Perry Watkins, Gay Veteran, Dies

TACOMA - Perry J. Watkins, an openly gay soldier who won a federal court ruling that allowed him to retire with full honors, has died from complications of AIDS. He was 48.

Mr. Watkins died Sunday, March 17, at his home in Tacoma, the Gay and Lesbian Alliance Against Defamation (GLAAD) said yesterday.

A native of Missouri, Mr. Watkins was drafted into the Army in 1968 during the Vietnam War.

He was admitted into military service despite having declared his homosexuality. At the time, the Army discharged soldiers for sodomy and other specific acts but not for homosexuality itself.

In 1981, the Department of Defense declared homosexuality incompatible with military service, contending it undermined discipline, order and morale.

"I told the truth all these years that I'm homosexual," Mr. Watkins said in 1983.

In 1980, the Army had told Mr. Watkins it was revoking his security clearance. When he sued, the Army responded by moving to discharge him.

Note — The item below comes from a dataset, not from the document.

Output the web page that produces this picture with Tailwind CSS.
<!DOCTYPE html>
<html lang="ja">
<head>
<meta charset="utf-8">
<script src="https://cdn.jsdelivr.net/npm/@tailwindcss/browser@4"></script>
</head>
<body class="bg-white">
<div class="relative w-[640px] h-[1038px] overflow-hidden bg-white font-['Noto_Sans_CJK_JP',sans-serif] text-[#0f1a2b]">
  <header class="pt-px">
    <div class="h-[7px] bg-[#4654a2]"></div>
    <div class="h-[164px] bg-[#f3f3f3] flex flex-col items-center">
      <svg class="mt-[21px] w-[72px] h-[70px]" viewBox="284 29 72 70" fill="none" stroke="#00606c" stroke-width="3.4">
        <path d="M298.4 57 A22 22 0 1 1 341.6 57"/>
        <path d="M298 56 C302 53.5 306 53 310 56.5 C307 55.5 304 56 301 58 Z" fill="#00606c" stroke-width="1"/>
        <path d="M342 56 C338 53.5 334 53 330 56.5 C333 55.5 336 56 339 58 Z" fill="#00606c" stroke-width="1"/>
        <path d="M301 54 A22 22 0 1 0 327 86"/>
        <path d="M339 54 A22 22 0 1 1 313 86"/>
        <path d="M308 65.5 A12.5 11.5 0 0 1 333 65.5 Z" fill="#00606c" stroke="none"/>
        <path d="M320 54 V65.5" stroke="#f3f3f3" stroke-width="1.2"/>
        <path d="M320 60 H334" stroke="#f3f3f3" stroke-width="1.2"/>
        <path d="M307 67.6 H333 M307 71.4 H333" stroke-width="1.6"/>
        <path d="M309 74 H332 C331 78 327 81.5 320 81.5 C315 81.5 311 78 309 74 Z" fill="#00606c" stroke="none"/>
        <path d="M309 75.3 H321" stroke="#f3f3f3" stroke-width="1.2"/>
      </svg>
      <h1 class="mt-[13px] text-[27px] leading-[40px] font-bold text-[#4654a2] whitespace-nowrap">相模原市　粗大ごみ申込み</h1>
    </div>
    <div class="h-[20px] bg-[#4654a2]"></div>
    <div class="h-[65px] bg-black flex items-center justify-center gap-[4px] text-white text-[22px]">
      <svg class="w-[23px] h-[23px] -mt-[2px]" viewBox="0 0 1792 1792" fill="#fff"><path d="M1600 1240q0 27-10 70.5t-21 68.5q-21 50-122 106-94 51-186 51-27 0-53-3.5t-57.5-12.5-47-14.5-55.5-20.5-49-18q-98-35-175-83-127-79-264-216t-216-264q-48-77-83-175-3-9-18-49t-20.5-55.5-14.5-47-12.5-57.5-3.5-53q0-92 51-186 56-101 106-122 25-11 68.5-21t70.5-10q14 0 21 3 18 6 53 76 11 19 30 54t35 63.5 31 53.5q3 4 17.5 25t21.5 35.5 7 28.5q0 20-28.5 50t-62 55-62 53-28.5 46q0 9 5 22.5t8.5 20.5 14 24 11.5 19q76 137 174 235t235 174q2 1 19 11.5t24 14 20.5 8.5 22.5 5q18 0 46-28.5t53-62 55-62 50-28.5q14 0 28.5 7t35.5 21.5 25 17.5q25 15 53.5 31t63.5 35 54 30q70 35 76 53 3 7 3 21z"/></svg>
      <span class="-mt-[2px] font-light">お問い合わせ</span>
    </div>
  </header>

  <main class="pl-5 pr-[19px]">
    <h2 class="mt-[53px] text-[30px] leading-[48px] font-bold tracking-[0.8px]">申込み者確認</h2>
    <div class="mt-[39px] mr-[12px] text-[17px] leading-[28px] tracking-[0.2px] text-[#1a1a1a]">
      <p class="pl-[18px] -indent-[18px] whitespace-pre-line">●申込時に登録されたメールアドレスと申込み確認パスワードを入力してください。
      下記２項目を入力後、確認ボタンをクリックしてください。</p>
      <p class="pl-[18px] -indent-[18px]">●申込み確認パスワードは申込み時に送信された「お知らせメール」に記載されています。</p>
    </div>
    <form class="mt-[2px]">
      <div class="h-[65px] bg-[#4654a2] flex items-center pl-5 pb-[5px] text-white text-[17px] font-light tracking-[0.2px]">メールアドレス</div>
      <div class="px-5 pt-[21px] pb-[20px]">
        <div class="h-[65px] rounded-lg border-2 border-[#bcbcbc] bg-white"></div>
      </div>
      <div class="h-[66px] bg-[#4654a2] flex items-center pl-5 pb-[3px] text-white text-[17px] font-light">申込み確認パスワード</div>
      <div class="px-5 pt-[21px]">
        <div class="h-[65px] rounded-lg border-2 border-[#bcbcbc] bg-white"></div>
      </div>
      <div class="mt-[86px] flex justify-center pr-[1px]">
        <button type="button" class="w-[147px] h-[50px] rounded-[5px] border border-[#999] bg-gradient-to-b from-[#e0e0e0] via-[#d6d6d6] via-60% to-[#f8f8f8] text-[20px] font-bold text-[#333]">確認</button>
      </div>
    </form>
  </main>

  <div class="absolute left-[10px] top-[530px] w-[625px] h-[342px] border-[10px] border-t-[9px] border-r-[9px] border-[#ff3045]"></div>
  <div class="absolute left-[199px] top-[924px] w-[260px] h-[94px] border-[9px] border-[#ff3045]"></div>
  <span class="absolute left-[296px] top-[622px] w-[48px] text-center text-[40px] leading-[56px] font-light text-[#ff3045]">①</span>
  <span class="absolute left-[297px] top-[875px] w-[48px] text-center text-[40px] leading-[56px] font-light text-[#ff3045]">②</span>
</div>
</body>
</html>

When Mr. Watkins sued to prevent his discharge, the Army said he would not be discharged but rather denied re-enlistment when his hitch ended in 1982.

Mr. Watkins, a staff sergeant, spent almost 10 years in federal court fighting the Army. In May 1989, the 9th U.S. Circuit Court of Appeals ruled that it was unjust for the Army to enforce its anti-homosexual policy because Mr. Watkins acknowledged being gay when he was drafted and was allowed to re-enlist three times.

The court's ruling was narrowly focused and did not address the larger issue of bias.

"It is not a sweeping constitutional decision, but it is a first step that recognizes the value of the services of openly gay soldiers," Nan Hunter of the American Civil Liberties Union said at the time.

After the U.S. Supreme Court refused to hear the Army's appeal, Mr. Watkins retired from the military with full honors and $135,000 in back pay, GLAAD said.

Mr. Watkins was featured in "Conduct Unbecoming," a book by the late Randy Shilts on the military's treatment of gays.